> [REQUEST]
Pick out each line containing the string "page".

# START OF INPUT RECORDS

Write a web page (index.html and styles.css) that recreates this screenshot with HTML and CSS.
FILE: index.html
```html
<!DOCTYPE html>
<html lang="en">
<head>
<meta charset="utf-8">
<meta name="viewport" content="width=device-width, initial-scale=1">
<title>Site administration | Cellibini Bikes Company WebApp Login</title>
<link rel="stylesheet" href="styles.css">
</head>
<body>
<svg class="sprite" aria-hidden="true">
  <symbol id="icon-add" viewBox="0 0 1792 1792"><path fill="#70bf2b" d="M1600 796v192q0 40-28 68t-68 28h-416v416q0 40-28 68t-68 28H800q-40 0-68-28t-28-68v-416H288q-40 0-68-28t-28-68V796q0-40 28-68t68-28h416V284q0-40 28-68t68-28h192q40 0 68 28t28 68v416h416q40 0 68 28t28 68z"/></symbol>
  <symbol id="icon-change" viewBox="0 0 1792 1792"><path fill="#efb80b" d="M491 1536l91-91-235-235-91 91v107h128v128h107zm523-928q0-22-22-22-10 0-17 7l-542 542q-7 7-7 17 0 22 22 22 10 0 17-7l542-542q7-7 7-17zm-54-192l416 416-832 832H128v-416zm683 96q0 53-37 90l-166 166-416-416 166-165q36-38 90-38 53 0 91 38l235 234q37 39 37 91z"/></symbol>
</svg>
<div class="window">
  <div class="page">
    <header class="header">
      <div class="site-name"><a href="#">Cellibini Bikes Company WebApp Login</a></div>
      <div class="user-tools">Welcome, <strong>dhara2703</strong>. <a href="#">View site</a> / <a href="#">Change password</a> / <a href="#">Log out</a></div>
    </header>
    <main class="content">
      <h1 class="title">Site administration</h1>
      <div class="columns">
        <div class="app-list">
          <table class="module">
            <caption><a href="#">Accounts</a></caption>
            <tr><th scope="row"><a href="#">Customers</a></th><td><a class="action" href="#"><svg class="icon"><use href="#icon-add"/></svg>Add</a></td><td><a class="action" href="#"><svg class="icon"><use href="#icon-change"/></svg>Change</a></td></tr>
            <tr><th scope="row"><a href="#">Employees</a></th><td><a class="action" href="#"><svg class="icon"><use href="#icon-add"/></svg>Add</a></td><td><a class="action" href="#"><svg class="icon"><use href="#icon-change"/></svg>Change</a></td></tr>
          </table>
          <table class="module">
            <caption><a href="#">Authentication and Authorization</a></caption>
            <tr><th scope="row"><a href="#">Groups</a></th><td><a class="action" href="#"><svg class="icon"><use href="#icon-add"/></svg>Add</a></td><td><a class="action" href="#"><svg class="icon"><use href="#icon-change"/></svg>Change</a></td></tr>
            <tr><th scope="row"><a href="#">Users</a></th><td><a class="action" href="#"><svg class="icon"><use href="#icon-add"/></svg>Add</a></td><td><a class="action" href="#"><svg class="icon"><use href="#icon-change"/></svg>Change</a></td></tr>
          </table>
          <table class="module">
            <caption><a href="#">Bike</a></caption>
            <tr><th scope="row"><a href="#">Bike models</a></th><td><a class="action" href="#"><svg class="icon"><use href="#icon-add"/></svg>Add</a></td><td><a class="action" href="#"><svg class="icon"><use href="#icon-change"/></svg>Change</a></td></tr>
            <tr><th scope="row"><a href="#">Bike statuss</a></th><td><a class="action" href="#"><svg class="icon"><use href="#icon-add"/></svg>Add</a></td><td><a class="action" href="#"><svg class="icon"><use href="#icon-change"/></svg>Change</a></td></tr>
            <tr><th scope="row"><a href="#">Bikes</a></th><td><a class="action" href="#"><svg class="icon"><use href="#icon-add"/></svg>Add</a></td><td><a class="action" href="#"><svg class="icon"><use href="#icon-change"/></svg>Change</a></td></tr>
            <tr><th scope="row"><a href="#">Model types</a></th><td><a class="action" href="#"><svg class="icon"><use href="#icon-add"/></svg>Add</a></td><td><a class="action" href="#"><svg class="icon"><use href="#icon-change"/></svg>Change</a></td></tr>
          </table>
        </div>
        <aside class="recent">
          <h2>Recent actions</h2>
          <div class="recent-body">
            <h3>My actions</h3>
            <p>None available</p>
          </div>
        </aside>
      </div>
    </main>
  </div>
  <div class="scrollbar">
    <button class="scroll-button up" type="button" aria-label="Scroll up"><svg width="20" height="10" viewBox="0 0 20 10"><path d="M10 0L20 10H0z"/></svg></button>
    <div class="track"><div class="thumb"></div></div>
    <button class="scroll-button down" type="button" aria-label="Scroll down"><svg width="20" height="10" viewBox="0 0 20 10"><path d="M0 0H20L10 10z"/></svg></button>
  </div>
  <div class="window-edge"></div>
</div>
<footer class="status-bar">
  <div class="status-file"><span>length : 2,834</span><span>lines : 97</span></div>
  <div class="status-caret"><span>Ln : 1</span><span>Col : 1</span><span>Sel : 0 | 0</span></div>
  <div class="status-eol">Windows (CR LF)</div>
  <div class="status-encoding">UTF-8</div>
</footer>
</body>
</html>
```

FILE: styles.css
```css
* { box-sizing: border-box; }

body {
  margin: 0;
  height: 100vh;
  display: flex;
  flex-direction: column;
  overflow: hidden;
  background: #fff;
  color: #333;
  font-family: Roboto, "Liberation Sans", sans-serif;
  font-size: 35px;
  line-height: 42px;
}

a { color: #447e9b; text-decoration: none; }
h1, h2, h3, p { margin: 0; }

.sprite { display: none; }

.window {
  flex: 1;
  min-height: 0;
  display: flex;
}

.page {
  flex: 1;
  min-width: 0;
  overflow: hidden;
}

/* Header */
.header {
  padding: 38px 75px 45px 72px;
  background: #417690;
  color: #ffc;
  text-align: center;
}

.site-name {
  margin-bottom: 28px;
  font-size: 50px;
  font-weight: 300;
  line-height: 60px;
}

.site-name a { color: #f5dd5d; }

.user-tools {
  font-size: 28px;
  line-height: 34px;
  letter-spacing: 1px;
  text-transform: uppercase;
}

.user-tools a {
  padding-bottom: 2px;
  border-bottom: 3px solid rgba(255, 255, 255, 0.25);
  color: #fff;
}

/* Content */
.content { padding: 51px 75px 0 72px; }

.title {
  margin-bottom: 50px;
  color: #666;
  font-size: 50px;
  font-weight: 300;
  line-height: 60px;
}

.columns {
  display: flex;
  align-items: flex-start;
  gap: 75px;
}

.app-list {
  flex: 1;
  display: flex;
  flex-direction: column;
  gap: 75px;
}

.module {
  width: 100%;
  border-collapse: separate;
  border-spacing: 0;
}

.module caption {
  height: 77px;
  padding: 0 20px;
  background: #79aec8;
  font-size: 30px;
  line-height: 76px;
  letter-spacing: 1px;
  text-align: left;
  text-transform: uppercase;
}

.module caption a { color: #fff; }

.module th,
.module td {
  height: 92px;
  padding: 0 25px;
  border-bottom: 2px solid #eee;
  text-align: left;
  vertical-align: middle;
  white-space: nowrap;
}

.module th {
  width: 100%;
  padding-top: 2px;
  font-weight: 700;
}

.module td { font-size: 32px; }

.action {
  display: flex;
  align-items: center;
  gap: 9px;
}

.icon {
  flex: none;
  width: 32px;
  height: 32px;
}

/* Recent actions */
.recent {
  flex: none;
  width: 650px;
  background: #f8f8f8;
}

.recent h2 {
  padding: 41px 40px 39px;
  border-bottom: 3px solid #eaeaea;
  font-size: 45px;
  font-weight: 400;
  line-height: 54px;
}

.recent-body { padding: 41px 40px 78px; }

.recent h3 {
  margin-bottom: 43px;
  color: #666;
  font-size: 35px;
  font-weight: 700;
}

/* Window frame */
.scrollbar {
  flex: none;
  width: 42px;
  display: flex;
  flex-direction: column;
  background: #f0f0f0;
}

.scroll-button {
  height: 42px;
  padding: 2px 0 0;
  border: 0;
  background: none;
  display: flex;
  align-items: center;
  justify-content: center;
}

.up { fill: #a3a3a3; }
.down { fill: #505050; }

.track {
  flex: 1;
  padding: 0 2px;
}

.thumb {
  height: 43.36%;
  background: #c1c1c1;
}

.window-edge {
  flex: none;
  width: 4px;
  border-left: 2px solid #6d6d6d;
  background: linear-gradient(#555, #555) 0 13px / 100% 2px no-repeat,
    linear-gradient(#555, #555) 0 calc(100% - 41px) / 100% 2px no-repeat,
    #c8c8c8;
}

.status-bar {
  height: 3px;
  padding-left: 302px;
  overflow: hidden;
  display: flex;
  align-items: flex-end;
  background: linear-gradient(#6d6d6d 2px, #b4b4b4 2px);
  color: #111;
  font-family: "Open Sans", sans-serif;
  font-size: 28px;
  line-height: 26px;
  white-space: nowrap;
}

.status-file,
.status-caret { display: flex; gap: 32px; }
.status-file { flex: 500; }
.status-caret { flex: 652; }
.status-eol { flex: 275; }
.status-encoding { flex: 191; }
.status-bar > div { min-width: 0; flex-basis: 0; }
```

# END OF INPUT RECORDS
# START OF INPUT RECORDS

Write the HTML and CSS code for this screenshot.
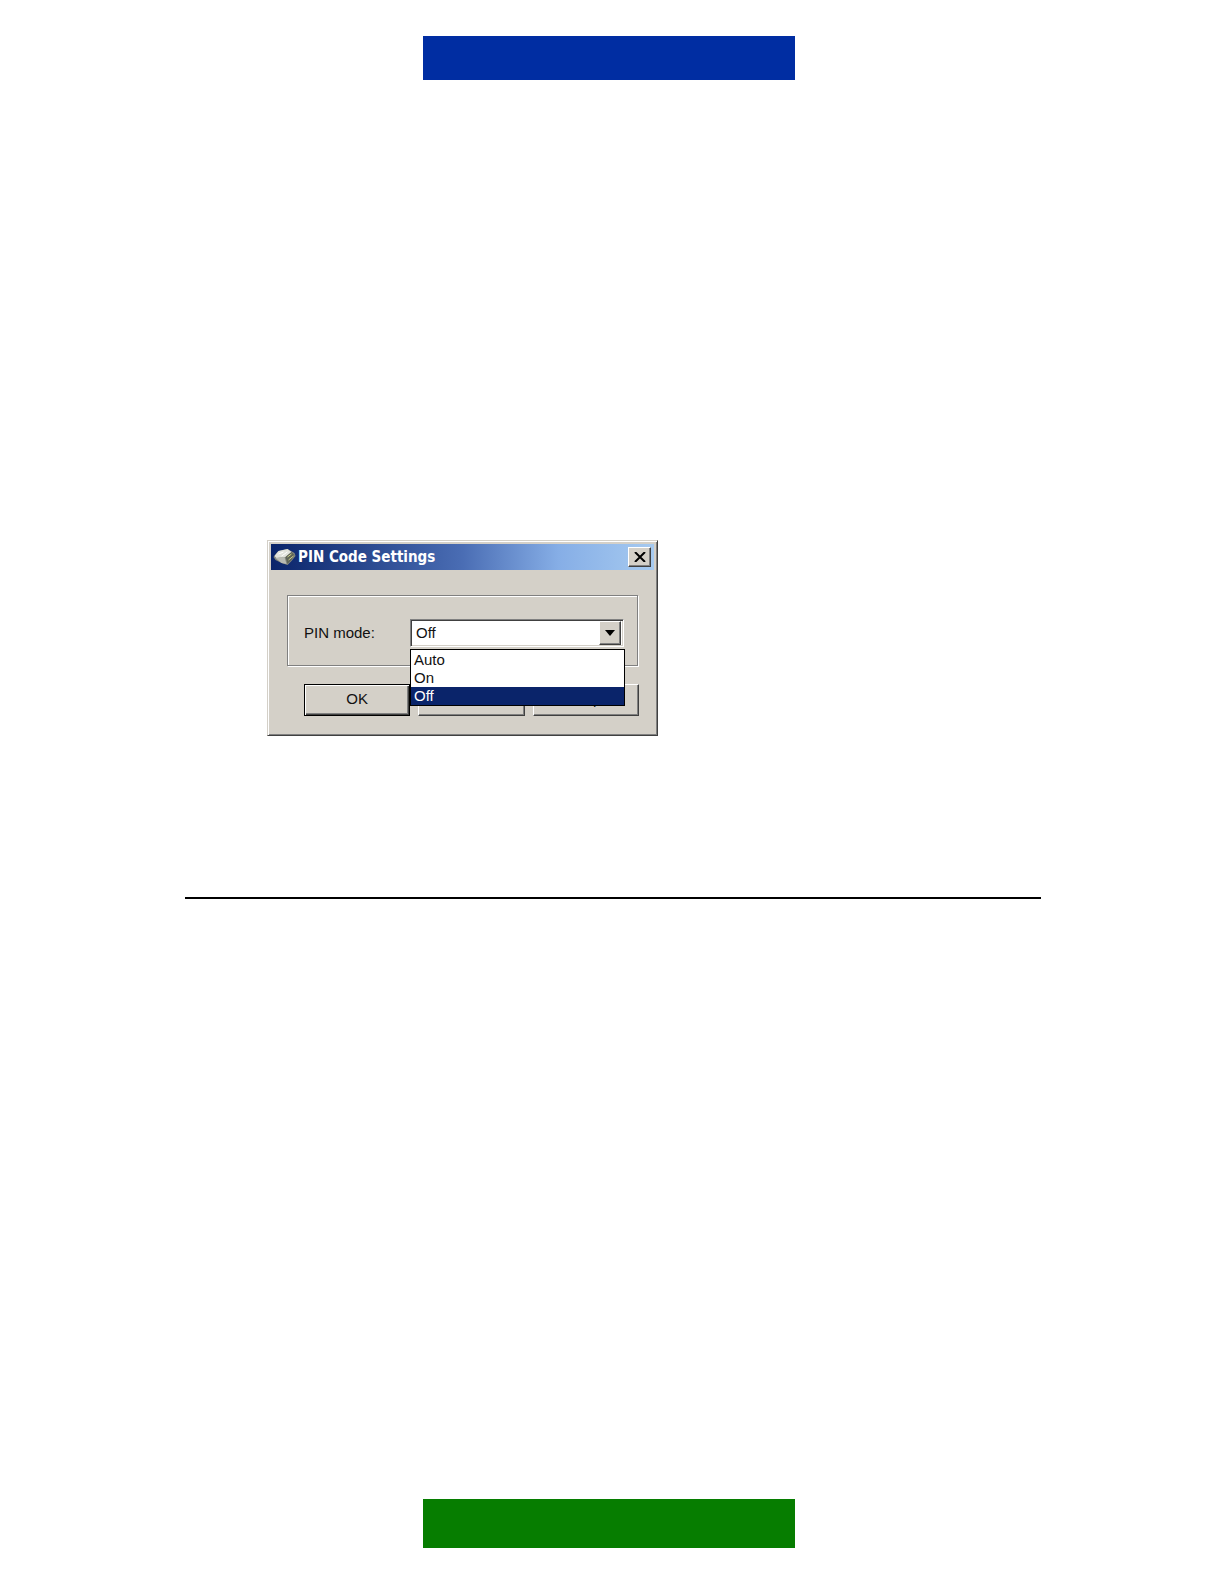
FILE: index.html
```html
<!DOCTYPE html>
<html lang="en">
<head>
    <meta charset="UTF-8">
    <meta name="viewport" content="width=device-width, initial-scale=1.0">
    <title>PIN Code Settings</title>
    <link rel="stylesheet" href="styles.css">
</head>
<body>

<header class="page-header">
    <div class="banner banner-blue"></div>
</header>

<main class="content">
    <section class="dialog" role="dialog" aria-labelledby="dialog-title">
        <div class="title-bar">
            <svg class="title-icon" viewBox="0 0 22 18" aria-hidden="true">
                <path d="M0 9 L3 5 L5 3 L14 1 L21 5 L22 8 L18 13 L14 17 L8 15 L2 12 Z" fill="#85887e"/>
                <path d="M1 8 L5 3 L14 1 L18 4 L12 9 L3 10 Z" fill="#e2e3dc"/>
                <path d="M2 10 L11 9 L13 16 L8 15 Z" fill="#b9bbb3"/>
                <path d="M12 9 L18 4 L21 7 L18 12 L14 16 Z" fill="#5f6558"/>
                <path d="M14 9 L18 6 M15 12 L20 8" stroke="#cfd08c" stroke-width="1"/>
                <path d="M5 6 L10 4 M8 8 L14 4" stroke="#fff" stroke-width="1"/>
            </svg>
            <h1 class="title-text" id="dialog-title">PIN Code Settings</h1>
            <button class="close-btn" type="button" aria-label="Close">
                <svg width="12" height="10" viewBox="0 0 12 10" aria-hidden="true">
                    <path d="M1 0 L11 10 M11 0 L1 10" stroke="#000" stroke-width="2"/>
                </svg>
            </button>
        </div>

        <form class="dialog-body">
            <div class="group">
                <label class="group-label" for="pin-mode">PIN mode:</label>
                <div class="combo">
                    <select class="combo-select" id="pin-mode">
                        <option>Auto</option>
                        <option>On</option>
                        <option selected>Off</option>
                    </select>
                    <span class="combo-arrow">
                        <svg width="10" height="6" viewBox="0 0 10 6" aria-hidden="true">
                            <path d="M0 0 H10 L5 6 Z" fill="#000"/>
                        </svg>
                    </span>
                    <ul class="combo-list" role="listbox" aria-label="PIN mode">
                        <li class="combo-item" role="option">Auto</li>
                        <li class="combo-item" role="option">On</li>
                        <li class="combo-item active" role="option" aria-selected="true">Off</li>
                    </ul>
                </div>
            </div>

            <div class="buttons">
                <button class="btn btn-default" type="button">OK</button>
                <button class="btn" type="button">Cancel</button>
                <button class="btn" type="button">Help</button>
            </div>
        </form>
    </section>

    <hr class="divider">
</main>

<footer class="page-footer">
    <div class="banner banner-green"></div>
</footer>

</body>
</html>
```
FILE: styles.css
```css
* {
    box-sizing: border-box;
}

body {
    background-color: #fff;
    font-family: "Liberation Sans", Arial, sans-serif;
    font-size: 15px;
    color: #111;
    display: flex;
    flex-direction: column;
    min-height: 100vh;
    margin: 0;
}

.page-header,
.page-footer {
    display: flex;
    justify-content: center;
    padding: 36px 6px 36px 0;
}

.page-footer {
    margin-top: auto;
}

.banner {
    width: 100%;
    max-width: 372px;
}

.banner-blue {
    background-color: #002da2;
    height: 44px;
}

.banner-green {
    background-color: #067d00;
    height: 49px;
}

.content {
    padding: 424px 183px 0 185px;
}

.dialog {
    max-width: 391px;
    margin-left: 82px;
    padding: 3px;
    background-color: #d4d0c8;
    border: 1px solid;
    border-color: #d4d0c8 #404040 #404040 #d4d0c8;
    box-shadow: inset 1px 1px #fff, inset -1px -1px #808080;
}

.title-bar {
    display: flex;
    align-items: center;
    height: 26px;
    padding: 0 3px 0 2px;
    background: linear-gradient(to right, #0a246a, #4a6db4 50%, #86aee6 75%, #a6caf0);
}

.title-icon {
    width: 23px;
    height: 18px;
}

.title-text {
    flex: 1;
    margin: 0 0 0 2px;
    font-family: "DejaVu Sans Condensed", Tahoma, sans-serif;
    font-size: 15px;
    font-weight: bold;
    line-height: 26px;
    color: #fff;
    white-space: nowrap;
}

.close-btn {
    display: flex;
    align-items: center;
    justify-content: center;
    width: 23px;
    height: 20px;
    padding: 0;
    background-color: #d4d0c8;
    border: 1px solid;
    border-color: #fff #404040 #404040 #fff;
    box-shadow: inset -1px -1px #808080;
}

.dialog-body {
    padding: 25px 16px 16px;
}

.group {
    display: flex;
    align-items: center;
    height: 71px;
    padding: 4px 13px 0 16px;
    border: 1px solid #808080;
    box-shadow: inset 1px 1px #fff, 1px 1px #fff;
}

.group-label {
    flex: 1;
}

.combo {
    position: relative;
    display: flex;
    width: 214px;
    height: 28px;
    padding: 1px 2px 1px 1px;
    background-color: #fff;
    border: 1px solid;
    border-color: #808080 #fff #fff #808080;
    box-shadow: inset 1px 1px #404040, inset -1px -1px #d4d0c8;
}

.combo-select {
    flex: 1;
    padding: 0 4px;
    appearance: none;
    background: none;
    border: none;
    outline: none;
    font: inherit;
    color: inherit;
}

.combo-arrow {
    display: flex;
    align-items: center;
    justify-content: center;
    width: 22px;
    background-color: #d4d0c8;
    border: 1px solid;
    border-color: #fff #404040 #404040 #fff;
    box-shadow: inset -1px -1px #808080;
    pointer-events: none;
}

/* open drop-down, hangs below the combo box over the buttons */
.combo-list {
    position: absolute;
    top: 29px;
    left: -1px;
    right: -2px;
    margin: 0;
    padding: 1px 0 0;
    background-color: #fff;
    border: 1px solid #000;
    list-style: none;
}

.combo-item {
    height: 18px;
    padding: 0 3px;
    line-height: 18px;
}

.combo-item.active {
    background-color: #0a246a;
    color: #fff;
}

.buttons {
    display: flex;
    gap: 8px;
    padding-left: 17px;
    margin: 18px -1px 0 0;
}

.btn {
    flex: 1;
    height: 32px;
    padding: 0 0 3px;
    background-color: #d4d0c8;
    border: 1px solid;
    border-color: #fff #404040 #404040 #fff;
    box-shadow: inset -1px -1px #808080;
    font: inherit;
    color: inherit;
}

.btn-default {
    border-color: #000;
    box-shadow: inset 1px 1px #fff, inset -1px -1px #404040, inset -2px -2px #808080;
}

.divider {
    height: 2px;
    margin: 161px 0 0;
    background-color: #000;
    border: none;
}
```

# END OF INPUT RECORDS

> [SOLUTION BELOW]
Write a web page (index.html and styles.css) that recreates this screenshot with HTML and CSS.
  <div class="page">
.page {
<header class="page-header">
<footer class="page-footer">
.page-header,
.page-footer {
.page-footer {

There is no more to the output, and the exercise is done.